▸ **THE INPUT**
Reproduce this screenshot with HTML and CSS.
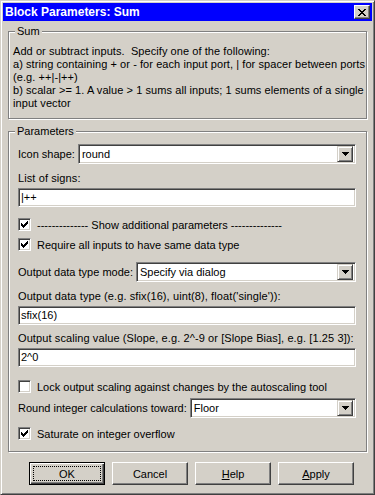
FILE: index.html
```html
<!DOCTYPE html>
<html>
<head>
    <meta charset="utf-8">
    <title>Block Parameters: Sum</title>
    <link rel="stylesheet" href="styles.css">
</head>
<body>
<div class="window">
    <div class="titlebar">
        <span class="title">Block Parameters: Sum</span>
        <span class="close-btn">
            <svg width="8" height="7" viewBox="0 0 8 7" shape-rendering="crispEdges"><path d="M0 0h2v1H0zM6 0h2v1H6zM1 1h2v1H1zM5 1h2v1H5zM2 2h4v1H2zM3 3h2v1H3zM2 4h4v1H2zM1 5h2v1H1zM5 5h2v1H5zM0 6h2v1H0zM6 6h2v1H6z"/></svg>
        </span>
    </div>

    <div class="client">
        <div class="group">
            <div class="group-title">Sum</div>
            <p class="desc">Add or subtract inputs.&nbsp; Specify one of the following:<br>
            a) string containing + or - for each input port, | for spacer between ports<br>
            (e.g. ++|-|++)<br>
            b) scalar &gt;= 1. A value &gt; 1 sums all inputs; 1 sums elements of a single<br>
            input vector</p>
        </div>

        <div class="group params">
            <div class="group-title">Parameters</div>

            <div class="row mt6">
                <span class="lbl">Icon shape:</span>
                <div class="combo"><span class="combo-text">round</span><span class="combo-btn"><svg width="7" height="4" viewBox="0 0 7 4" shape-rendering="crispEdges"><path d="M0 0h7v1H0zM1 1h5v1H1zM2 2h3v1H2zM3 3h1v1H3z"/></svg></span></div>
            </div>

            <div class="text-line mt8">List of signs:</div>
            <div class="edit mt3">|++</div>

            <div class="check-row mt11">
                <span class="checkbox"><svg width="7" height="7" viewBox="0 0 7 7" shape-rendering="crispEdges"><path d="M6 0h1v1H6zM5 1h2v1H5zM0 2h1v1H0zM4 2h3v1H4zM0 3h2v1H0zM3 3h3v1H3zM0 4h5v1H0zM1 5h3v1H1zM2 6h1v1H2z"/></svg></span>
                <span>-------------- Show additional parameters --------------</span>
            </div>
            <div class="check-row mt7">
                <span class="checkbox"><svg width="7" height="7" viewBox="0 0 7 7" shape-rendering="crispEdges"><path d="M6 0h1v1H6zM5 1h2v1H5zM0 2h1v1H0zM4 2h3v1H4zM0 3h2v1H0zM3 3h3v1H3zM0 4h5v1H0zM1 5h3v1H1zM2 6h1v1H2z"/></svg></span>
                <span>Require all inputs to have same data type</span>
            </div>

            <div class="row mt11">
                <span class="lbl">Output data type mode:</span>
                <div class="combo"><span class="combo-text">Specify via dialog</span><span class="combo-btn"><svg width="7" height="4" viewBox="0 0 7 4" shape-rendering="crispEdges"><path d="M0 0h7v1H0zM1 1h5v1H1zM2 2h3v1H2zM3 3h1v1H3z"/></svg></span></div>
            </div>

            <div class="text-line mt8">Output data type (e.g. sfix(16), uint(8), float('single')):</div>
            <div class="edit mt3">sfix(16)</div>

            <div class="text-line mt7">Output scaling value (Slope, e.g. 2^-9 or [Slope Bias], e.g. [1.25 3]):</div>
            <div class="edit mt3">2^0</div>

            <div class="check-row mt13">
                <span class="checkbox"></span>
                <span>Lock output scaling against changes by the autoscaling tool</span>
            </div>

            <div class="row mt5">
                <span class="lbl">Round integer calculations toward:</span>
                <div class="combo"><span class="combo-text">Floor</span><span class="combo-btn"><svg width="7" height="4" viewBox="0 0 7 4" shape-rendering="crispEdges"><path d="M0 0h7v1H0zM1 1h5v1H1zM2 2h3v1H2zM3 3h1v1H3z"/></svg></span></div>
            </div>

            <div class="check-row mt9">
                <span class="checkbox"><svg width="7" height="7" viewBox="0 0 7 7" shape-rendering="crispEdges"><path d="M6 0h1v1H6zM5 1h2v1H5zM0 2h1v1H0zM4 2h3v1H4zM0 3h2v1H0zM3 3h3v1H3zM0 4h5v1H0zM1 5h3v1H1zM2 6h1v1H2z"/></svg></span>
                <span>Saturate on integer overflow</span>
            </div>
        </div>

        <div class="buttons">
            <button class="btn default"><span class="focus">OK</span></button>
            <button class="btn">Cancel</button>
            <button class="btn"><u>H</u>elp</button>
            <button class="btn"><u>A</u>pply</button>
        </div>
    </div>
</div>
</body>
</html>
```

FILE: styles.css
```css
body
{
    margin: 0;
    font-family: "Liberation Sans", Arial, sans-serif;
    font-size: 11px;
    color: #000;
}
.window
{
    width: 375px;
    height: 495px;
    box-sizing: border-box;
    background: #d4d0c8;
    border: 1px solid;
    border-color: #d4d0c8 #404040 #404040 #d4d0c8;
    box-shadow: inset 1px 1px #fff, inset -1px -1px #808080;
    padding: 2px;
}
.titlebar
{
    height: 18px;
    background: #0000ff;
    display: flex;
    align-items: center;
    justify-content: space-between;
}
.title
{
    color: #fff;
    font-weight: bold;
    font-size: 12px;
    padding-left: 2px;
}
.close-btn
{
    width: 16px;
    height: 14px;
    box-sizing: border-box;
    margin-right: 2px;
    background: #d4d0c8;
    border: 1px solid;
    border-color: #fff #404040 #404040 #fff;
    box-shadow: inset -1px -1px #808080;
    display: flex;
    align-items: center;
    justify-content: center;
}
.client
{
    padding: 0 5px;
}
.group
{
    border: 1px solid #808080;
    box-shadow: inset 1px 1px #fff, 1px 1px #fff;
    margin-top: 10px;
}
.group-title
{
    width: fit-content;
    margin: -7px 0 0 6px;
    padding: 0 2px;
    line-height: 13px;
    background: #d4d0c8;
}
.desc
{
    margin: 7px 0 8px 0;
    padding-left: 4px;
    line-height: 13px;
    letter-spacing: 0.07px;
    white-space: nowrap;
}
.params
{
    margin-top: 12px;
    padding: 0 10px 11px 9px;
}
.params .group-title
{
    margin-left: -3px;
}
.row
{
    display: flex;
    align-items: center;
    height: 20px;
}
.lbl
{
    margin-right: 3px;
    white-space: nowrap;
}
.combo, .edit
{
    box-sizing: border-box;
    background: #fff;
    border: 1px solid;
    border-color: #808080 #fff #fff #808080;
    box-shadow: inset 1px 1px #404040, inset -1px -1px #d4d0c8;
}
.combo
{
    flex: 1;
    height: 20px;
    display: flex;
    align-items: center;
    padding: 2px;
}
.combo-text
{
    flex: 1;
    padding-left: 1px;
}
.combo-btn
{
    width: 16px;
    height: 16px;
    box-sizing: border-box;
    background: #d4d0c8;
    border: 1px solid;
    border-color: #d4d0c8 #404040 #404040 #d4d0c8;
    box-shadow: inset 1px 1px #fff, inset -1px -1px #808080;
    display: flex;
    align-items: center;
    justify-content: center;
}
.edit
{
    height: 19px;
    line-height: 17px;
    padding-left: 2px;
}
.text-line
{
    line-height: 13px;
    letter-spacing: 0.1px;
    white-space: nowrap;
}
.check-row
{
    display: flex;
    align-items: center;
    height: 13px;
    white-space: nowrap;
}
.checkbox
{
    width: 13px;
    height: 13px;
    box-sizing: border-box;
    margin-right: 6px;
    background: #fff;
    border: 1px solid;
    border-color: #808080 #fff #fff #808080;
    box-shadow: inset 1px 1px #404040, inset -1px -1px #d4d0c8;
    display: flex;
    align-items: center;
    justify-content: center;
}
.mt3 { margin-top: 3px; }
.mt5 { margin-top: 5px; }
.mt6 { margin-top: 6px; }
.mt7 { margin-top: 7px; }
.mt8 { margin-top: 8px; }
.mt9 { margin-top: 9px; }
.mt11 { margin-top: 11px; }
.mt13 { margin-top: 13px; }
.buttons
{
    display: flex;
    gap: 7px;
    margin-top: 10px;
    padding-left: 21px;
}
.btn
{
    width: 76px;
    height: 23px;
    margin: 0;
    padding: 0;
    font: inherit;
    color: #000;
    background: #d4d0c8;
    border: 1px solid;
    border-color: #fff #404040 #404040 #fff;
    box-shadow: inset -1px -1px #808080;
    display: flex;
    align-items: center;
    justify-content: center;
}
.btn.default
{
    border: 1px solid #000;
    box-shadow: inset 1px 1px #fff, inset -1px -1px #404040, inset -2px -2px #808080;
}
.focus
{
    flex: 1;
    align-self: stretch;
    margin: 3px;
    border: 1px dotted #000;
    display: flex;
    align-items: center;
    justify-content: center;
}
```
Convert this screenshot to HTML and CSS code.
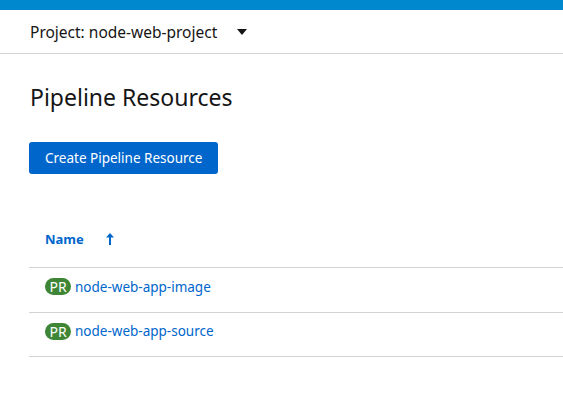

▸ **WHAT TO PRODUCE**
Reproduce each line of the material containing the word "this".

▸ **TASK SOLUTION**
Reproduce this screenshot with HTML and CSS.
Convert this screenshot to HTML and CSS code.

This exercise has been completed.